What is needed:
Pull every line that holds the word "page" from the entries.

Data in this exercise:

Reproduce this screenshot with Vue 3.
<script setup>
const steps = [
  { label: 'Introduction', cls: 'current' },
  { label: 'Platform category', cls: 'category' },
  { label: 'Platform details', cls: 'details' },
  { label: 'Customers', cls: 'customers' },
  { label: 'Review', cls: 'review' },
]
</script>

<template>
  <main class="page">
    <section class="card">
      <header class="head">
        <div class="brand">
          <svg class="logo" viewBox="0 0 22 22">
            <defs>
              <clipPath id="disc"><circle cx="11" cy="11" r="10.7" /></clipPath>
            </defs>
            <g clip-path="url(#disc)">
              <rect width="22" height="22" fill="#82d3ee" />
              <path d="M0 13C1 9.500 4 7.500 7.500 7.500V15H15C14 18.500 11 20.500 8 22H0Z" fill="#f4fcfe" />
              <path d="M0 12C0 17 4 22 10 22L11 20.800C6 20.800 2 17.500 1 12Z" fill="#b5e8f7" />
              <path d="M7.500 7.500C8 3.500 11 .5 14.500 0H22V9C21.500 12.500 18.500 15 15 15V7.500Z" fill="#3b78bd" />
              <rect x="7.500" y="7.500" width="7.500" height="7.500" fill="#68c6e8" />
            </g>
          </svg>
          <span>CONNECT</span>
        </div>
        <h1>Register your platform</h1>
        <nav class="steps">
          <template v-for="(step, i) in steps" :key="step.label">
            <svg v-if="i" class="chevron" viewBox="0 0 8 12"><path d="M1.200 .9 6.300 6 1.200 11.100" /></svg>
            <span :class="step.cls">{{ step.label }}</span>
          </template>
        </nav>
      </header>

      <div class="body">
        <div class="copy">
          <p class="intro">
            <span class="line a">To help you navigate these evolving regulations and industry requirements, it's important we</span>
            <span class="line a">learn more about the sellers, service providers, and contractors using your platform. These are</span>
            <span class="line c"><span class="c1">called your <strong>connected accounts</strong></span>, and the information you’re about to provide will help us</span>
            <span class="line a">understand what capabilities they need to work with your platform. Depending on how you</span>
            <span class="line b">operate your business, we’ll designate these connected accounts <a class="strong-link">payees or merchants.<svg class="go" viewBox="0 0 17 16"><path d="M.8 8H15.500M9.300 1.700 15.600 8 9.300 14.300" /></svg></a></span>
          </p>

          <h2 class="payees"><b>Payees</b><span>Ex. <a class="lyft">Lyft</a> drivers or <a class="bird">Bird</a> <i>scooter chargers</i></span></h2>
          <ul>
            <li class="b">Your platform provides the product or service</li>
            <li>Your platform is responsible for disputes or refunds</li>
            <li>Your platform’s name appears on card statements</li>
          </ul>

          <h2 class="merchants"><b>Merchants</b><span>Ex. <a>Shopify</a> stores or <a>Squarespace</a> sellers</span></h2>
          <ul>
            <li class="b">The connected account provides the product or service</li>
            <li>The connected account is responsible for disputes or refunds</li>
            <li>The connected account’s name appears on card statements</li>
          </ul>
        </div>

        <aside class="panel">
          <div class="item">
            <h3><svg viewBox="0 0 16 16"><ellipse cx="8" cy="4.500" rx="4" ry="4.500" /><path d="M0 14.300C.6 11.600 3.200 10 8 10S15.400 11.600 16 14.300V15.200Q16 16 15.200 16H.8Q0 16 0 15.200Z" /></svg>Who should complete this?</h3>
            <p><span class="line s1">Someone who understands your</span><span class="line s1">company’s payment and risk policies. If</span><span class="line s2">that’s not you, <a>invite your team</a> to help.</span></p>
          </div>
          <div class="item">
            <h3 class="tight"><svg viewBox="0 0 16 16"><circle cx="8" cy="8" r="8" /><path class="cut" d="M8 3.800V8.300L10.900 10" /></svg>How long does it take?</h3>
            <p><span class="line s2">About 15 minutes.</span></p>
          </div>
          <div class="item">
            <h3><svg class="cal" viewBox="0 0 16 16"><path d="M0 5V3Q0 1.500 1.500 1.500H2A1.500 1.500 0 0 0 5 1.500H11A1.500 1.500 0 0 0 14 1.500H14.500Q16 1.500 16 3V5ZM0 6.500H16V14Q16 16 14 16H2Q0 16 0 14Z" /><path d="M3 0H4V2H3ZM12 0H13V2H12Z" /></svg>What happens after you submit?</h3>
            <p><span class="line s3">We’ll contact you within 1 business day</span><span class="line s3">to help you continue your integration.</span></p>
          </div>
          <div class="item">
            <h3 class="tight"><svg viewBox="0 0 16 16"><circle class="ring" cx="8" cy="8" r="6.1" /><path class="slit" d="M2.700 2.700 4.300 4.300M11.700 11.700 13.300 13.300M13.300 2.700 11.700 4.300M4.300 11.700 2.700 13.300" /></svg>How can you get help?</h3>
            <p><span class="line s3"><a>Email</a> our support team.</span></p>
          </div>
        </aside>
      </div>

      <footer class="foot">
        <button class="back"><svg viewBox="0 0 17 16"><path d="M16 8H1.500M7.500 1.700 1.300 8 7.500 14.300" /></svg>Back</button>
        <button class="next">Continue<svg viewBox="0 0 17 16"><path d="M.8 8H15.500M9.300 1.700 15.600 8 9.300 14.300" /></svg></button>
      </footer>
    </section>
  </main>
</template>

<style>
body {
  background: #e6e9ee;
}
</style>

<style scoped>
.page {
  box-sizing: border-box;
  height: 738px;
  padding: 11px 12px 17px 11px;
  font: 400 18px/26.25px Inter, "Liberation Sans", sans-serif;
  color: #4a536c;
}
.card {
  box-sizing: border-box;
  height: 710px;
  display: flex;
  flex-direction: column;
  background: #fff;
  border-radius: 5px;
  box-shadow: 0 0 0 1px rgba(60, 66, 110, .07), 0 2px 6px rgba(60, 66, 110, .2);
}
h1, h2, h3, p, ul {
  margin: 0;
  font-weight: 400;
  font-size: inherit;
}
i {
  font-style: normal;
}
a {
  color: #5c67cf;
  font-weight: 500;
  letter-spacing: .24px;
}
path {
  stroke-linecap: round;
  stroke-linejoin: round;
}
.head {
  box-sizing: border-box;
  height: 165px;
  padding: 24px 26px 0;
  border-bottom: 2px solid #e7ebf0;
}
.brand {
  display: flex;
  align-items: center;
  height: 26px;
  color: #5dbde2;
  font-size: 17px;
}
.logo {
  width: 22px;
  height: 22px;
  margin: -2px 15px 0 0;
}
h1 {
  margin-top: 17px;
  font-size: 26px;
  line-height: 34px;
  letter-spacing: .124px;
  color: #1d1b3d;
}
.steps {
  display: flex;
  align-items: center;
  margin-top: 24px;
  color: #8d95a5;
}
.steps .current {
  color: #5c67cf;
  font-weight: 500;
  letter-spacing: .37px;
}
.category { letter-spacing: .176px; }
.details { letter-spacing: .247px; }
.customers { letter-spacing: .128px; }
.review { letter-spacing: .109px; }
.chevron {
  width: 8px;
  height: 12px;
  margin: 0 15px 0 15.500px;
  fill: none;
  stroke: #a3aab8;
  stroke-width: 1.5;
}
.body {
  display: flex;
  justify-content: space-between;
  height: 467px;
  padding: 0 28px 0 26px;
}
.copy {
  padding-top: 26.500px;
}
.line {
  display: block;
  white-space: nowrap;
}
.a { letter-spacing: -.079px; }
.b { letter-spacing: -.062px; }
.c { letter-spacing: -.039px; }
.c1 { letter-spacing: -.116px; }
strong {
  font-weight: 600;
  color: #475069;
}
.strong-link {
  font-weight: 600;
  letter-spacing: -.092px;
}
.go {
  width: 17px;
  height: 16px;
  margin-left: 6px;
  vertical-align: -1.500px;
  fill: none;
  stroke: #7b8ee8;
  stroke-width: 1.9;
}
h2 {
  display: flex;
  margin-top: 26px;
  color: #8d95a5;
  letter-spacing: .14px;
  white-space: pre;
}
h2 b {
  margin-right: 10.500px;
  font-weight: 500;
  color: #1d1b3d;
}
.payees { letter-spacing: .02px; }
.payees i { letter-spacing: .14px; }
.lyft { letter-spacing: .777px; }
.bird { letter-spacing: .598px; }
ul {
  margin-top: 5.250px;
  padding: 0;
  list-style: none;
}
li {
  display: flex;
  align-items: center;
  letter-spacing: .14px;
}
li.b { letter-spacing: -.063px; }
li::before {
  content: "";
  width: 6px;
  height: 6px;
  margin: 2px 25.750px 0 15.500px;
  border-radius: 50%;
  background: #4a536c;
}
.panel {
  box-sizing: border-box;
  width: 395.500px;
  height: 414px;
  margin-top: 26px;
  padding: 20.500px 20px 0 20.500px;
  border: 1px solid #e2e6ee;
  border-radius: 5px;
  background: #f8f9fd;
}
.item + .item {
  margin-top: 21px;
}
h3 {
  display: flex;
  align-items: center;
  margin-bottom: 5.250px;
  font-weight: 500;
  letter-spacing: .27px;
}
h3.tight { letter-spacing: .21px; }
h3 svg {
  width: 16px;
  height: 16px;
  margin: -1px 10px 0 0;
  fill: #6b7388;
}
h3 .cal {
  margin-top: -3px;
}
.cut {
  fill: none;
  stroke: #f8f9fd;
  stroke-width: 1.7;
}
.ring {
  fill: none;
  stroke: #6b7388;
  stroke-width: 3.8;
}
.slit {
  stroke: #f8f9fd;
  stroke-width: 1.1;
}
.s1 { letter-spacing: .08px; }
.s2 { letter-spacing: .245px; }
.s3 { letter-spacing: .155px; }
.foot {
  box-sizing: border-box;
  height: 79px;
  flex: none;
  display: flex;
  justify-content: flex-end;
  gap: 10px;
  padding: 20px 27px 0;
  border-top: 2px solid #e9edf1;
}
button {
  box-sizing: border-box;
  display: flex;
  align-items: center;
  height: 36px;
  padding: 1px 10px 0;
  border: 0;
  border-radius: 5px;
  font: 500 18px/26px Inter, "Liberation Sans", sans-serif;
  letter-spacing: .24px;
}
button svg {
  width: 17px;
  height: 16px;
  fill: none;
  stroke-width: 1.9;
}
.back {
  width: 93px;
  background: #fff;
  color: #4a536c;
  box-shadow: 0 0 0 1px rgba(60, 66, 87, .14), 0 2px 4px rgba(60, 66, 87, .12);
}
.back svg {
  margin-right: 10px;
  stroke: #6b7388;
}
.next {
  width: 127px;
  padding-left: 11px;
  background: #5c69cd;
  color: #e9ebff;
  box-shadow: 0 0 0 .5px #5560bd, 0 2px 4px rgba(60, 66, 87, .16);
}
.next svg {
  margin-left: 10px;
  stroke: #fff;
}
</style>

--

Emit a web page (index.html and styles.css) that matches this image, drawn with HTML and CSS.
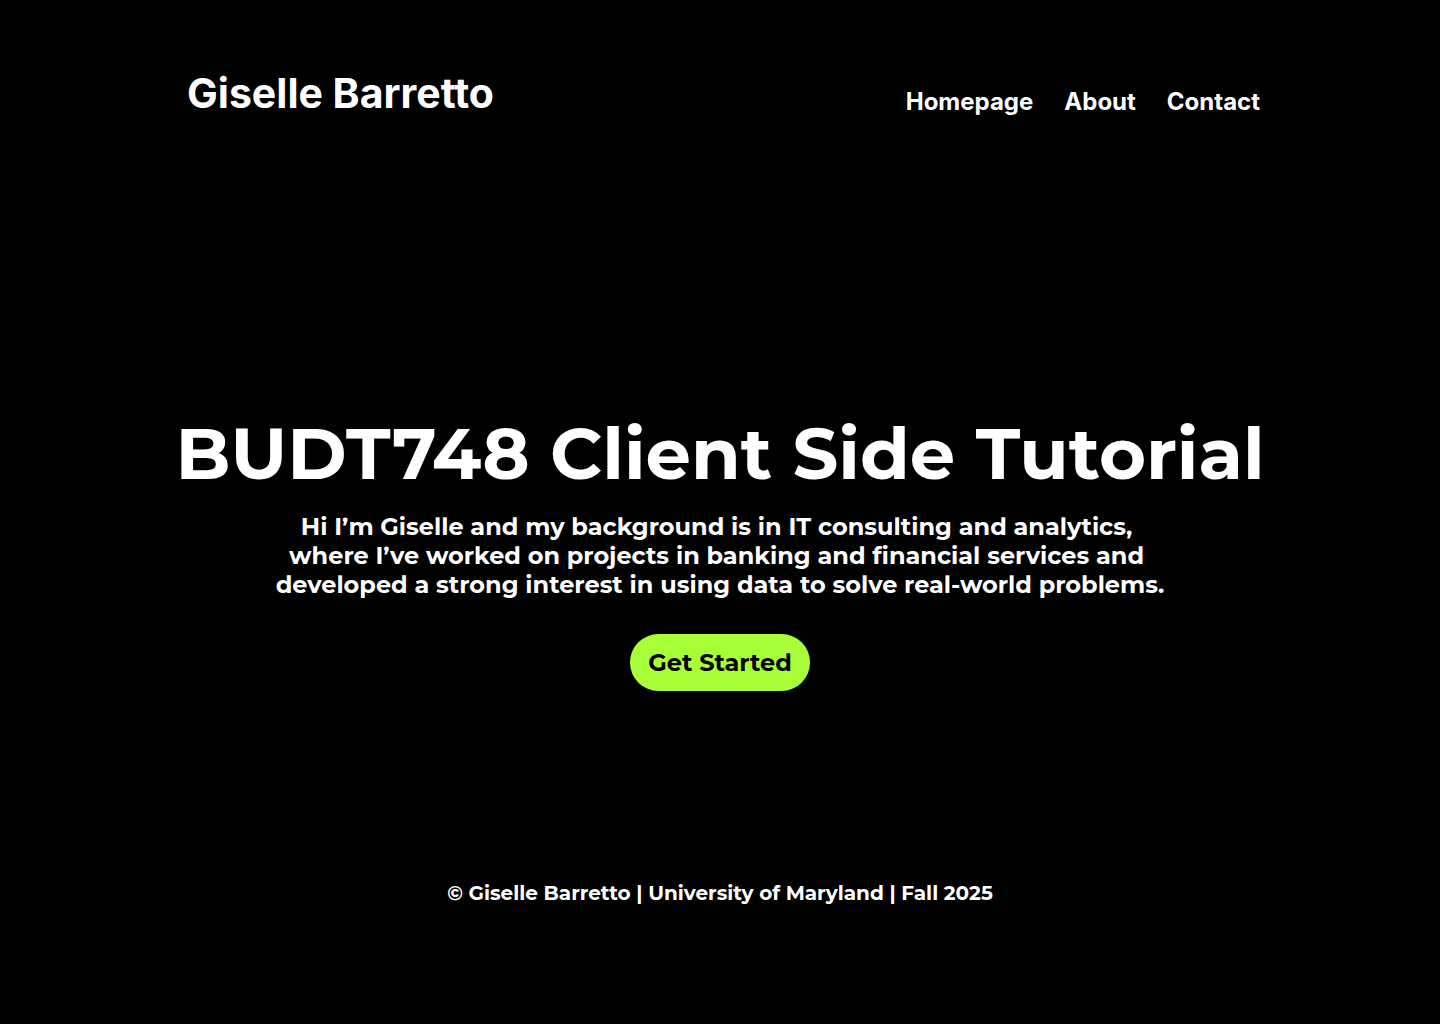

Final answer:
  <main class="page">
.page {
Emit a web page (index.html and styles.css) that matches this image, drawn with HTML and CSS.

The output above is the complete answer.